Cortez v. Martinez

Annotate this Case

445 P.2d 383 (1968)

79 N.M. 506

Bonifacia CORTEZ, Administratrix of the Estate of Eddie Raymond Cortez, Deceased, Plaintiff-Appellant, v. Francis MARTINEZ and Luis Martinez Defendants-Appellees.

No. 8572.

Supreme Court of New Mexico.

September 23, 1968.

Standley, Kegel & Campos, Frank P. Dickson, Jr., Santa Fe, Chacon & Melendez, Espanola, for appellant.

*384 Civerolo, Cushing & Hansen, Albuquerque, for appellees.

OPINION

MOISE, Justice.

The action is one for wrongful death of plaintiff-appellant's decedent resulting from the alleged negligent operation of an automobile by defendant-appellee Francis Martinez. It is claimed by plaintiff that defendant-appellee Luis Martinez, father of Francis, was the owner of the car and that, at the time of the accident, it was being operated for family purposes. This is denied by defendants.

By deposition it was established that Francis Martinez was driving the automobile in question at approximately 45 miles per hour on wet pavement when it suddenly swerved, or "fish-tailed," went out of control, hit the embankment, and was wrecked. In addition to the driver, plaintiff's decedent, who died allegedly as a result of injuries sustained, and another boy were in the front seat of the car and three girls were in the back seat. They were out for a joy ride.

Defendants sought summary judgment on the grounds the driver of the automobile, Francis Martinez, was its owner and no allegations of gross negligence were asserted. By its order the court granted summary judgment and found that the automobile was owned by Francis Martinez, and that he was protected by the guest statute (§ 64-24-1, N.M.S.A. 1953).

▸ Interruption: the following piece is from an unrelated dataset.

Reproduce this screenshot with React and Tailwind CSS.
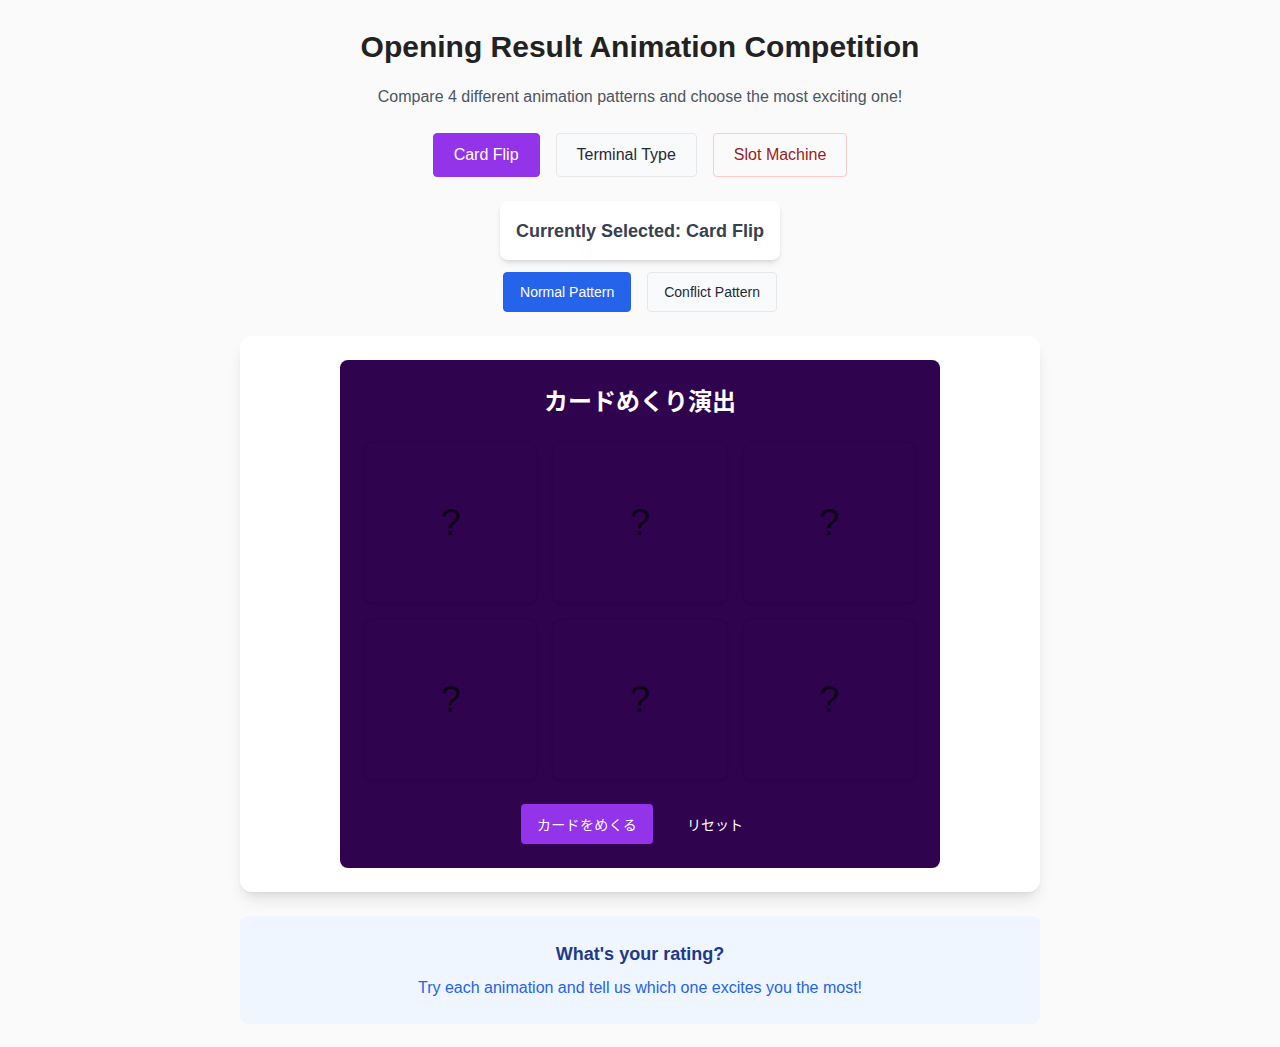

Plaintiff appeals and advances two grounds for reversal. Her second point, which we will dispose of first, claims that § 64-24-1, supra, being the guest statute, is unconstitutional and void because it is violative of Art. II, § 18, of the New Mexico Constitution and of § 1 of the Fourteenth Amendment to the Constitution of the United States. The argument arises because in our decision in Gallegos v. Wallace, 74 N.M. 760, 398 P.2d 982 (1965), the statute was held to protect owner-operators but not to apply to non-owner operators. In Lewis v. Knott, 75 N.M. 422, 405 P.2d 662 (1965), we went a step further and held the owner was protected in a situation where he was not an operator. See also, Lopez v. Barreras, 77 N.M. 52, 419 P.2d 251 (1966). Appellant argues here that application of one standard of care to owners and another to non-owners is arbitrary and unreasonable and, although classification is constitutionally permissible, an unconstitutional classification results if not based on pertinent and real differences, as distinguished from artificial ones. See, Community Public Service Co. v. New Mexico Public Service Commission, 76 N.M. 314, 414 P.2d 675 (1966); Burch v. Foy, 62 N.M. 219, 308 P.2d 199 (1957); State v. Sunset Ditch Co., 48 N.M. 17, 145 P.2d 219 (1944); State v. Pate, 47 N.M. 182, 138 P.2d 1006 (1943).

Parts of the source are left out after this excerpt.